I haven't been to any CRO yet (sounds ridiculous for someone who is trying to do a family tree doesn't it) - not because I don't want to, but just because I live so far away from the relevant offices. I am hoping to make the trip soon, but it will be there and back in a day and what worries me is that all the research guides say you need to know what you are looking for before hand, and have a plan of what to look for etc - but I'm not sure I know what I'm looking for really. I know the names of the oldest ancestors I am sure of, but beyond that I am lost. I am hoping to find their parents, their siblings, their baptisms etc. Will I be able to just go in to the records office (Aylesbury, because my ancestors are from Waddesdon) with so little a plan?

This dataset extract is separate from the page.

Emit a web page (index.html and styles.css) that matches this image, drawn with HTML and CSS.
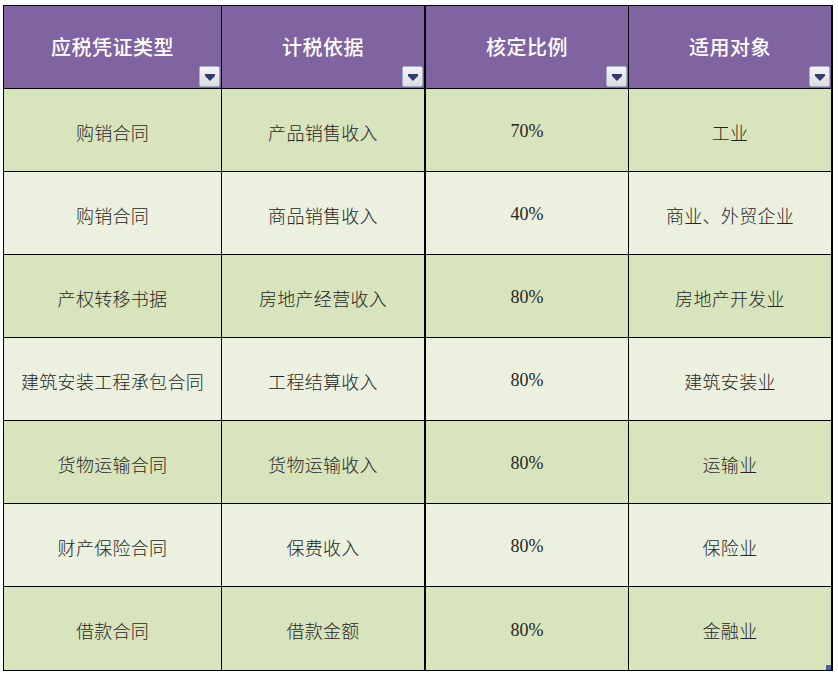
FILE: index.html
```html
<!DOCTYPE html>
<html lang="zh-CN">
<head>
<meta charset="utf-8">
<title>应税凭证</title>
<link rel="stylesheet" href="styles.css">
</head>
<body>
<div class="sheet">
  <div class="grid">
    <div class="cell head c1">应税凭证类型<span class="dd"><i></i></span></div>
    <div class="cell head c2">计税依据<span class="dd"><i></i></span></div>
    <div class="cell head c3">核定比例<span class="dd"><i></i></span></div>
    <div class="cell head c4">适用对象<span class="dd"><i></i></span></div>

    <div class="cell dark c1">购销合同</div>
    <div class="cell dark c2">产品销售收入</div>
    <div class="cell dark c3 num">70%</div>
    <div class="cell dark c4">工业</div>

    <div class="cell light c1">购销合同</div>
    <div class="cell light c2">商品销售收入</div>
    <div class="cell light c3 num">40%</div>
    <div class="cell light c4">商业、外贸企业</div>

    <div class="cell dark c1">产权转移书据</div>
    <div class="cell dark c2">房地产经营收入</div>
    <div class="cell dark c3 num">80%</div>
    <div class="cell dark c4">房地产开发业</div>

    <div class="cell light c1">建筑安装工程承包合同</div>
    <div class="cell light c2">工程结算收入</div>
    <div class="cell light c3 num">80%</div>
    <div class="cell light c4">建筑安装业</div>

    <div class="cell dark c1">货物运输合同</div>
    <div class="cell dark c2">货物运输收入</div>
    <div class="cell dark c3 num">80%</div>
    <div class="cell dark c4">运输业</div>

    <div class="cell light c1">财产保险合同</div>
    <div class="cell light c2">保费收入</div>
    <div class="cell light c3 num">80%</div>
    <div class="cell light c4">保险业</div>

    <div class="cell dark c1">借款合同</div>
    <div class="cell dark c2">借款金额</div>
    <div class="cell dark c3 num">80%</div>
    <div class="cell dark c4 last">金融业<span class="handle"></span></div>
  </div>
</div>
</body>
</html>
```

FILE: styles.css
```css
html, body {
  margin: 0;
  padding: 0;
  background: #ffffff;
}
body {
  font-family: "Noto Sans CJK SC", "Noto Sans", sans-serif;
}
.sheet {
  padding: 5px 0 0 3px;
}
.grid {
  display: grid;
  grid-template-columns: 218px 204px 203px 202px;
  grid-auto-rows: 83px;
  width: max-content;
  border-top: 1px solid #000;
  border-left: 1px solid #000;
  border-right: 2px solid #000;
  border-bottom: 1px solid #000;
}
.cell {
  position: relative;
  display: flex;
  align-items: center;
  justify-content: center;
  border-bottom: 1px solid #000;
  font-size: 18px;
  font-weight: 300;
  color: #262626;
  white-space: nowrap;
  padding-top: 3px;
  letter-spacing: 0.3px;
}
.c1, .c3 {
  border-right: 1px solid #000;
}
.c2 {
  border-right: 2px solid #000;
}
.head {
  background: #8064a2;
  color: #ffffff;
  font-size: 20px;
  font-weight: 500;
  padding-top: 0;
  padding-bottom: 2px;
  letter-spacing: 0.5px;
}
.dark {
  background: #d8e4bc;
}
.light {
  background: #ebf1de;
}
.num {
  font-family: "Liberation Serif", serif;
  font-size: 18px;
  font-weight: 400;
  letter-spacing: 0;
}
.grid > .cell:nth-last-child(-n+4) {
  border-bottom: none;
}
.dd {
  position: absolute;
  right: 1px;
  bottom: 1px;
  width: 21px;
  height: 21px;
  box-sizing: border-box;
  border: 1px solid #a4aec8;
  border-radius: 2px;
  background: linear-gradient(#f4f4f6, #dcdde2);
  display: flex;
  align-items: center;
  justify-content: center;
}
.dd i {
  display: block;
  width: 0;
  height: 0;
  border-left: 5px solid transparent;
  border-right: 5px solid transparent;
  border-top: 5px solid #343c6e;
  position: relative;
  margin-top: 3px;
}
.dd i::before {
  content: "";
  position: absolute;
  left: -5px;
  top: -7px;
  width: 10px;
  height: 2px;
  background: #343c6e;
}
.handle {
  position: absolute;
  right: 0;
  bottom: 0;
  width: 5px;
  height: 5px;
  background: #4a5fb0;
}
```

Thanks again, it helps to get it off your chest sometimes doesn't it?!


Anne in Carlisle
27-07-10, 10:57
If you don't have much time, you really do need to have a plan. Do you have some idea of time scale and a parish? If so than that's where you start, with the person you know.

Its slow work. You might be there for several hours and only find a couple of baptisms and maybe a marriage. There's no quick indexing - you'll need to scan through every page and sometimes the writing is horrible.

If you have a rough idea from the IGI then you could use that as a guide - check to see if the IGI entries are correct and whether they have any extra information. BUT don't assume that they are the only entires. REMEMBER the IGI has hardly any deaths. You might find a burial for a child of someone you hoped was your ancerstor!!

Don't forget to take your correst specs for reading a microfiche screen (if, ilke me you need them, that is :))


27-07-10, 11:27
Thanks Anne!

I do have the parish (Waddesdon, Buckinghamshire) and timescales: the last people I'm sure of were born 1765/1767, died 1842/4. I have the names of her parents, but haven't found a marriage yet. I am fairly sure of his parents, although I have two possible couples grrrrrrrrrrrr. I guess I can only hope that the real parish records have more information that might help me. The names are all quite common which doesn't help (surnames are George and Saunders).

I would love to go to the records office, I think I'll just have to take the bull by the horns and go for it one day!

Thanks again,

Oakum Picker
27-07-10, 11:55
Rachel, you are very lucky. Bucks is one of the best ROs in the country in as much as the Bucks FHS have produced a database on computer so you can put your name in & see all events pop up including Wills etc. It's not infallible but is mostly complete for PRs. The Non-cons aren't on yet. They are closed Mondays & on Tuesday the BFHS are in using the computer so you have to ask them for everything, the database only being on the one computer. The other days it's a free for all, sometimes lots of people want to use it but others you could sit at it all day. If you want I could meet you there & show you the ropes; I live in a village about 3 miles out.

27-07-10, 12:08
Glen, how interesting. I would really appreciate that, thank you so much. I will pm you to get an idea of when you would be going.